Work out the number of lines containing "index". Answer with nothing but that number.

------ The input ------

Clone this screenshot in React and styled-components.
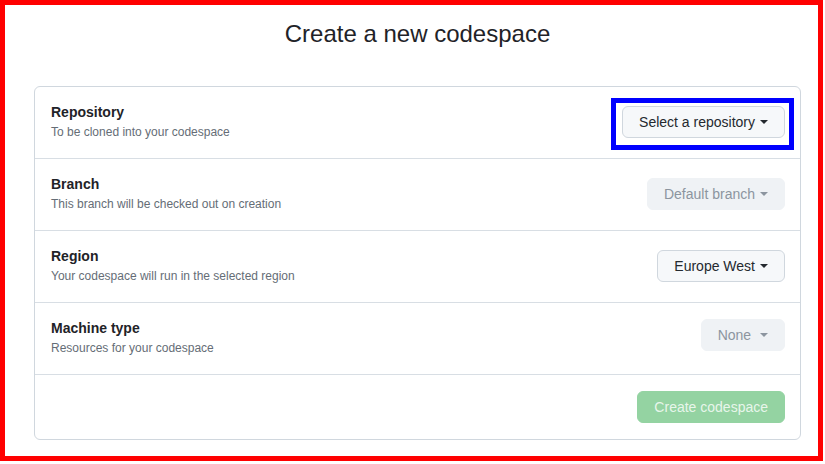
import React from "react";
import styled, { createGlobalStyle } from "styled-components";

const GlobalStyle = createGlobalStyle`
  html, body {
    margin: 0;
    padding: 0;
    background: #ffffff;
  }
  body {
    font-family: "Liberation Sans", Arial, sans-serif;
    color: #1f2328;
  }
`;

const rows = [
  {
    title: "Repository",
    desc: "To be cloned into your codespace",
    label: "Select a repository",
    highlight: true,
  },
  {
    title: "Branch",
    desc: "This branch will be checked out on creation",
    label: "Default branch",
    disabled: true,
  },
  {
    title: "Region",
    desc: "Your codespace will run in the selected region",
    label: "Europe West",
  },
  {
    title: "Machine type",
    desc: "Resources for your codespace",
    label: "None\u00a0",
    disabled: true,
    raised: true,
  },
];

export default function App() {
  return (
    <>
      <GlobalStyle />
      <Frame>
        <Title>Create a new codespace</Title>
        <Card>
          {rows.map((row) => (
            <Row key={row.title}>
              <Info>
                <RowTitle>{row.title}</RowTitle>
                <RowDesc>{row.desc}</RowDesc>
              </Info>
              <Highlight $on={row.highlight} $raised={row.raised}>
                <SelectButton disabled={row.disabled}>
                  {row.label}
                  <Caret />
                </SelectButton>
              </Highlight>
            </Row>
          ))}
          <Footer>
            <CreateButton disabled>Create codespace</CreateButton>
          </Footer>
        </Card>
      </Frame>
    </>
  );
}

const Frame = styled.div`
  box-sizing: border-box;
  width: 823px;
  height: 461px;
  border: 5px solid #ff0000;
  padding: 14px 17px 0 29px;
  display: flex;
  flex-direction: column;
`;

const Title = styled.h1`
  margin: 0 0 37px;
  font-size: 24px;
  line-height: 30px;
  font-weight: 400;
  text-align: center;
  color: #1f2328;
`;

const Card = styled.div`
  border: 1px solid #d0d7de;
  border-radius: 6px;
  display: flex;
  flex-direction: column;
`;

const Row = styled.div`
  display: flex;
  align-items: center;
  justify-content: space-between;
  padding: 15px 15px 17px 16px;
  border-bottom: 1px solid #d8dee4;
`;

const Info = styled.div`
  display: flex;
  flex-direction: column;
`;

const RowTitle = styled.div`
  font-size: 14px;
  line-height: 21px;
  font-weight: 700;
  color: #1f2328;
`;

const RowDesc = styled.div`
  font-size: 12px;
  line-height: 18px;
  color: #656d76;
`;

const Highlight = styled.div`
  position: relative;
  display: flex;
  margin-top: ${({ $raised }) => ($raised ? "-6px" : "1px")};

  &::after {
    content: "";
    display: ${({ $on }) => ($on ? "block" : "none")};
    position: absolute;
    left: -11px;
    top: -8px;
    width: 183px;
    height: 52px;
    box-sizing: border-box;
    border: 5px solid #0000ff;
    pointer-events: none;
  }
`;

const SelectButton = styled.button`
  box-sizing: border-box;
  height: 32px;
  padding: 0 16px;
  display: inline-flex;
  align-items: center;
  font-family: "Liberation Sans", Arial, sans-serif;
  font-size: 14px;
  color: ${({ disabled }) => (disabled ? "#8c959f" : "#24292f")};
  background: ${({ disabled }) => (disabled ? "#eff2f5" : "#f6f8fa")};
  border: 1px solid ${({ disabled }) => (disabled ? "#eff2f5" : "#d0d7de")};
  border-radius: 6px;
  cursor: ${({ disabled }) => (disabled ? "default" : "pointer")};
`;

const Caret = styled.span`
  display: inline-block;
  width: 0;
  height: 0;
  margin-left: 5px;
  border-top: 4px solid currentColor;
  border-left: 4px solid transparent;
  border-right: 4px solid transparent;
`;

const Footer = styled.div`
  display: flex;
  justify-content: flex-end;
  padding: 16px 15px 16px 16px;
`;

const CreateButton = styled.button`
  box-sizing: border-box;
  height: 32px;
  padding: 0 16px;
  font-family: "Liberation Sans", Arial, sans-serif;
  font-size: 14px;
  color: rgba(255, 255, 255, 0.8);
  background: #94d3a2;
  border: 1px solid #94d3a2;
  border-radius: 6px;
`;
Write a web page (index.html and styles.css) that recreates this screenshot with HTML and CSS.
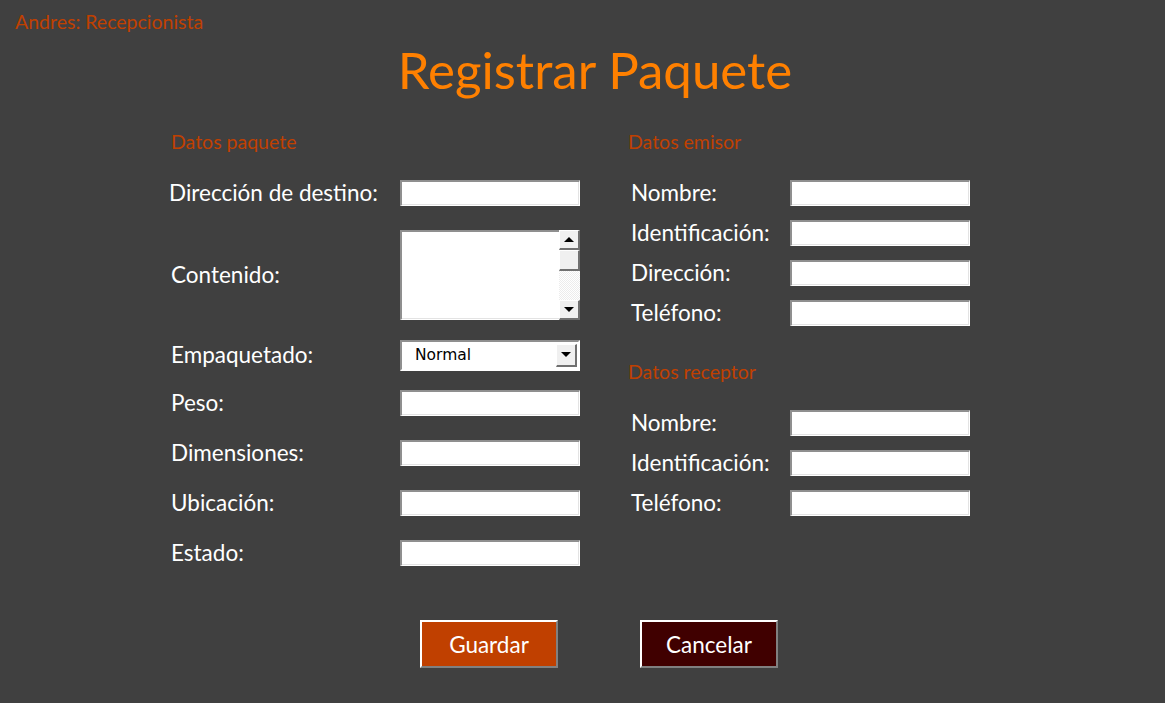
FILE: index.html
```html
<!DOCTYPE html>
<html lang="es">
<head>
<meta charset="utf-8">
<title>Registrar Paquete</title>
<link rel="stylesheet" href="styles.css">
</head>
<body>
<div class="user">Andres: Recepcionista</div>
<h1 class="title">Registrar Paquete</h1>
<div class="form">
  <div class="col col-left">
    <div class="section">Datos paquete</div>
    <div class="rows rows-left">
      <div class="row"><span class="label label-wide">Dirección de destino:</span><span class="field"></span></div>
      <div class="row row-area"><span class="label">Contenido:</span>
        <span class="area">
          <span class="area-text"></span>
          <span class="scroll">
            <span class="sbtn"><span class="tri-up"></span></span>
            <span class="thumb"></span>
            <span class="track"></span>
            <span class="sbtn"><span class="tri-down"></span></span>
          </span>
        </span>
      </div>
      <div class="row row-select"><span class="label">Empaquetado:</span>
        <span class="select"><span class="select-text">Normal</span><span class="sbtn drop"><span class="tri-down"></span></span></span>
      </div>
      <div class="row"><span class="label">Peso:</span><span class="field"></span></div>
      <div class="row"><span class="label">Dimensiones:</span><span class="field"></span></div>
      <div class="row"><span class="label">Ubicación:</span><span class="field"></span></div>
      <div class="row"><span class="label">Estado:</span><span class="field"></span></div>
    </div>
  </div>
  <div class="col col-right">
    <div class="section">Datos emisor</div>
    <div class="rows rows-right">
      <div class="row"><span class="label">Nombre:</span><span class="field"></span></div>
      <div class="row"><span class="label">Identificación:</span><span class="field"></span></div>
      <div class="row"><span class="label">Dirección:</span><span class="field"></span></div>
      <div class="row"><span class="label">Teléfono:</span><span class="field"></span></div>
    </div>
    <div class="section section-2">Datos receptor</div>
    <div class="rows rows-right">
      <div class="row"><span class="label">Nombre:</span><span class="field"></span></div>
      <div class="row"><span class="label">Identificación:</span><span class="field"></span></div>
      <div class="row"><span class="label">Teléfono:</span><span class="field"></span></div>
    </div>
  </div>
</div>
<div class="buttons">
  <button class="btn btn-save">Guardar</button>
  <button class="btn btn-cancel">Cancelar</button>
</div>
</body>
</html>
```

FILE: styles.css
```css
html, body {
  margin: 0;
  padding: 0;
}
body {
  background: #404040;
  width: 1165px;
  height: 703px;
  overflow: hidden;
  font-family: Lato, "Open Sans", sans-serif;
  color: #ffffff;
}
.user {
  padding: 11px 0 0 15px;
  font-size: 19.5px;
  line-height: 22px;
  color: #c04000;
}
.title {
  margin: 12px 0 0 0;
  padding-left: 25px;
  text-align: center;
  font-size: 51px;
  line-height: 50px;
  font-weight: normal;
  color: #ff8000;
}
.form {
  display: flex;
  padding-left: 169px;
  margin-top: 37px;
}
.col-left {
  width: 459px;
}
.col-right {
  width: 342px;
}
.section {
  font-size: 19.5px;
  line-height: 20px;
  color: #c04000;
  padding-left: 2px;
}
.col-right .section-2 {
  margin-top: 36px;
  padding-left: 2px;
}
.col-right .section {
  padding-left: 0;
}
.rows {
  display: flex;
  flex-direction: column;
  margin-top: 28px;
}
.rows-left {
  gap: 20px;
}
.rows-right {
  gap: 14px;
}
.row {
  display: flex;
  align-items: flex-start;
}
.rows-left .row {
  height: 30px;
}
.rows-left .row.row-area {
  height: 90px;
  align-items: center;
}
.rows-left .row.row-select {
  align-items: center;
}
.label {
  font-size: 22.5px;
  line-height: 26px;
  white-space: nowrap;
}
.rows-left .label {
  width: 231px;
  padding-left: 2px;
  box-sizing: border-box;
}
.rows-left .label-wide {
  padding-left: 0;
}
.rows-right .label {
  width: 162px;
  padding-left: 3px;
  box-sizing: border-box;
}
.field {
  display: block;
  width: 180px;
  height: 26px;
  box-sizing: border-box;
  background: #ffffff;
  border-top: 2px solid #8f8f8f;
  border-left: 2px solid #8f8f8f;
  border-right: 1px solid #ffffff;
  border-bottom: 1px solid #ffffff;
  box-shadow: inset -1px -1px 0 #e3e3e3;
}
.area {
  display: flex;
  width: 180px;
  height: 90px;
  box-sizing: border-box;
  background: #ffffff;
  border-top: 2px solid #8f8f8f;
  border-left: 2px solid #8f8f8f;
  border-bottom: 1px solid #ffffff;
}
.area-text {
  flex: 1;
  box-shadow: inset 0 -1px 0 #e3e3e3;
}
.scroll {
  display: flex;
  flex-direction: column;
  width: 21px;
  margin-top: -2px;
  margin-bottom: -1px;
}
.sbtn {
  display: flex;
  align-items: center;
  justify-content: center;
  height: 20px;
  box-sizing: border-box;
  background: #f0f0f0;
  border-top: 1px solid #ffffff;
  border-left: 1px solid #ffffff;
  border-right: 2px solid #707070;
  border-bottom: 2px solid #707070;
}
.thumb {
  height: 21px;
  box-sizing: border-box;
  background: #f0f0f0;
  border-top: 1px solid #ffffff;
  border-left: 1px solid #ffffff;
  border-right: 2px solid #707070;
  border-bottom: 2px solid #707070;
}
.track {
  flex: 1;
  background-color: #f4f4f4;
  background-image: repeating-conic-gradient(#ffffff 0 25%, #ececec 0 50%);
  background-size: 2px 2px;
}
.tri-up {
  width: 0;
  height: 0;
  border-left: 5px solid transparent;
  border-right: 5px solid transparent;
  border-bottom: 5px solid #000000;
}
.tri-down {
  width: 0;
  height: 0;
  border-left: 5px solid transparent;
  border-right: 5px solid transparent;
  border-top: 5px solid #000000;
}
.select {
  display: flex;
  align-items: center;
  width: 180px;
  height: 31px;
  box-sizing: border-box;
  background: #ffffff;
  border-top: 2px solid #8f8f8f;
  border-left: 2px solid #8f8f8f;
  border-right: 2px solid #ffffff;
  border-bottom: 2px solid #ffffff;
  padding-right: 1px;
}
.select-text {
  flex: 1;
  padding-left: 13px;
  font-family: "DejaVu Sans", "Liberation Sans", sans-serif;
  font-size: 15.5px;
  color: #000000;
}
.sbtn.drop {
  width: 21px;
  height: 23px;
}
.buttons {
  display: flex;
  gap: 82px;
  padding-left: 420px;
  margin-top: 50px;
}
.btn {
  width: 138px;
  height: 48px;
  box-sizing: border-box;
  font-family: Lato, "Open Sans", sans-serif;
  font-size: 22.5px;
  color: #ffffff;
  border-top: 2px solid #ffffff;
  border-left: 2px solid #ffffff;
  border-right: 2px solid #808080;
  border-bottom: 2px solid #808080;
  padding: 0;
}
.btn-save {
  background: #c04000;
}
.btn-cancel {
  background: #400000;
}
```
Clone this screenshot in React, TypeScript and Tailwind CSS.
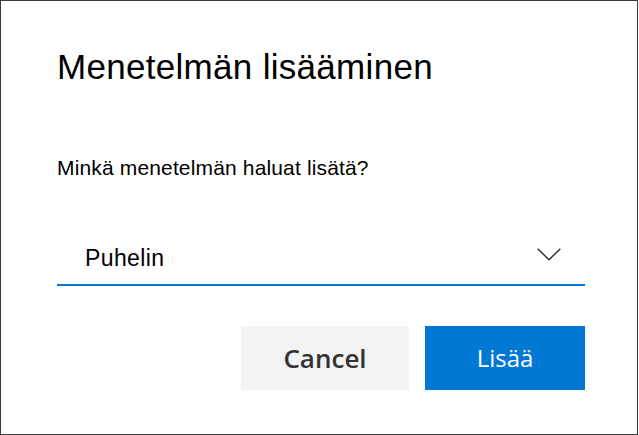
import React from "react";

export default function App() {
  return (
    <div className="w-[639px] h-[435px] bg-white">
      <div className="w-[638px] h-[435px] border border-[#3c3c3c] bg-white pl-[56px] pr-[52px] pt-[46px] flex flex-col">
        <h1
          className="text-[35px] leading-[40px] text-black m-0 tracking-[0.3px]"
          style={{ fontFamily: '"Liberation Sans", Arial, sans-serif' }}
        >
          Menetelmän lisääminen
        </h1>
        <div
          className="mt-[69px] text-[21px] leading-[24px] text-black tracking-[0.15px]"
          style={{ fontFamily: '"Liberation Sans", Arial, sans-serif' }}
        >
          Minkä menetelmän haluat lisätä?
        </div>
        <div className="mt-[56px] flex items-start justify-between border-b-2 border-[#0078d4] pl-[28px] pr-[24px]">
          <div
            className="pt-[8px] pb-[12px] text-[23px] leading-[28px] text-black tracking-[0.4px]"
            style={{ fontFamily: '"Liberation Sans", Arial, sans-serif' }}
          >
            Puhelin
          </div>
          <svg width="24" height="13" viewBox="0 0 24 13" className="mt-[12px]" fill="none">
            <path d="M0.7 0.7 L12 11.8 L23.3 0.7" stroke="#333333" strokeWidth="1.5" />
          </svg>
        </div>
        <div className="mt-[40px] flex justify-end gap-[16px]">
          <button
            className="w-[168px] h-[64px] bg-[#f3f3f3] text-[#333333] text-[26px] font-semibold flex items-center justify-center"
            style={{ fontFamily: '"Open Sans", "Noto Sans", sans-serif' }}
          >
            Cancel
          </button>
          <button
            className="w-[160px] h-[64px] bg-[#0078d4] text-white text-[24px] flex items-center justify-center"
            style={{ fontFamily: '"Open Sans", "Noto Sans", sans-serif' }}
          >
            Lisää
          </button>
        </div>
      </div>
    </div>
  );
}
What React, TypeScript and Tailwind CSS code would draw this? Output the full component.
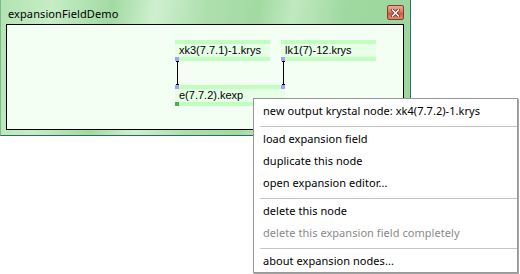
import React from "react";

const uiFont = { fontFamily: '"Noto Sans", "Open Sans", sans-serif' };
const nodeFont = { fontFamily: '"Liberation Sans", Arial, sans-serif' };

function Node({
  left,
  top,
  width,
  label,
  topHandles,
  bottomHandle,
}: {
  left: number;
  top: number;
  width: number;
  label: string;
  topHandles?: boolean;
  bottomHandle: "purple" | "green";
}) {
  return (
    <div className="absolute flex flex-col" style={{ left, top, width }}>
      <div className="relative h-[4px] bg-[#c0ffc0]">
        {topHandles && (
          <>
            <div className="absolute left-0 top-0 h-[4px] w-[4px] bg-[#a8a0f8]" />
            <div className="absolute right-0 top-0 h-[4px] w-[4px] bg-[#a8a0f8]" />
          </>
        )}
      </div>
      <div
        className="flex h-[13px] items-center bg-[#e6ffe6] pl-[4px] text-[11px] leading-[13px] text-black"
        style={nodeFont}
      >
        {label}
      </div>
      <div className="relative h-[4px] bg-[#c0ffc0]">
        <div
          className={
            bottomHandle === "purple"
              ? "absolute left-0 top-0 h-[4px] w-[4px] bg-[#a8a0f8]"
              : "absolute left-0 top-0 h-[4px] w-[4px] bg-[#4fae4f]"
          }
        />
      </div>
    </div>
  );
}

function MenuItem({ label, disabled }: { label: string; disabled?: boolean }) {
  return (
    <div
      className={
        disabled
          ? "flex h-[22px] items-center pl-[9px] text-[11px] tracking-[0.05px] text-[#8a8a8a]"
          : "flex h-[22px] items-center pl-[9px] text-[11px] tracking-[0.05px] text-black"
      }
    >
      {label}
    </div>
  );
}

function Separator() {
  return (
    <div className="flex h-[6px] flex-col pl-[6px] pt-[4px]">
      <div className="h-[1px] bg-[#c5c5c5]" />
    </div>
  );
}

export default function App() {
  return (
    <div className="relative h-[274px] w-[520px] overflow-hidden bg-white" style={uiFont}>
      {/* Window */}
      <div className="flex h-[136px] w-[411px] flex-col border-b border-l border-r border-b-[#2d6b5e] border-l-[#7fb88f] border-r-[#2f6f78] bg-[linear-gradient(100deg,#b2e3b2_0%,#c6edc6_12%,#a2daa2_26%,#cff0cf_36%,#addfad_48%,#a2daa2_60%,#c0e9c0_68%,#a0d9a0_80%,#9cd69c_100%)]">
        {/* Title bar */}
        <div className="flex h-[24px] items-center justify-between pl-[7px] pr-[6px]">
          <span className="pt-[2px] text-[11px] tracking-[0.1px] leading-none text-black">expansionFieldDemo</span>
          <div className="mt-[1px] flex h-[15px] w-[17px] items-center justify-center rounded-[2px] border border-[#8a3a30] bg-[linear-gradient(180deg,#f0a898_0%,#dc7a66_45%,#c95a44_55%,#e08a70_100%)]">
            <svg width="9" height="8" viewBox="0 0 9 8">
              <path d="M1.5 1 L7.5 7 M7.5 1 L1.5 7" stroke="#5a2a24" strokeWidth="3" strokeLinecap="square" />
              <path d="M1.5 1 L7.5 7 M7.5 1 L1.5 7" stroke="#ffffff" strokeWidth="1.5" strokeLinecap="square" />
            </svg>
          </div>
        </div>
        {/* Client area */}
        <div className="flex flex-1 pb-[5px] pl-[5px] pr-[6px]">
          <div className="relative flex-1 border border-black bg-[#f3fff3]">
            <svg className="absolute left-0 top-0" width="400" height="105">
              <line x1="170.5" y1="36" x2="170.5" y2="60" stroke="#000" strokeWidth="1" />
              <line x1="169" y1="36.5" x2="172" y2="36.5" stroke="#000" strokeWidth="1" />
              <line x1="169" y1="59.5" x2="172" y2="59.5" stroke="#000" strokeWidth="1" />
              <line x1="276.5" y1="36" x2="276.5" y2="60" stroke="#000" strokeWidth="1" />
              <line x1="275" y1="36.5" x2="278" y2="36.5" stroke="#000" strokeWidth="1" />
              <line x1="275" y1="59.5" x2="278" y2="59.5" stroke="#000" strokeWidth="1" />
            </svg>
            <Node left={168} top={15} width={95} label="xk3(7.7.1)-1.krys" bottomHandle="purple" />
            <Node left={274} top={15} width={95} label="lk1(7)-12.krys" bottomHandle="purple" />
            <Node left={168} top={60} width={110} label="e(7.7.2).kexp" topHandles bottomHandle="green" />
          </div>
        </div>
      </div>

      {/* Context menu */}
      <div className="absolute left-[253px] top-[98px] flex h-[175px] w-[265px] flex-col border border-[#979797] bg-white pt-[1px] shadow-[1px_1px_0_rgba(0,0,0,0.35)]">
        <MenuItem label="new output krystal node: xk4(7.7.2)-1.krys" />
        <Separator />
        <MenuItem label="load expansion field" />
        <MenuItem label="duplicate this node" />
        <MenuItem label="open expansion editor..." />
        <Separator />
        <MenuItem label="delete this node" />
        <MenuItem label="delete this expansion field completely" disabled />
        <Separator />
        <MenuItem label="about expansion nodes..." />
      </div>
    </div>
  );
}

------

Answer to the task
2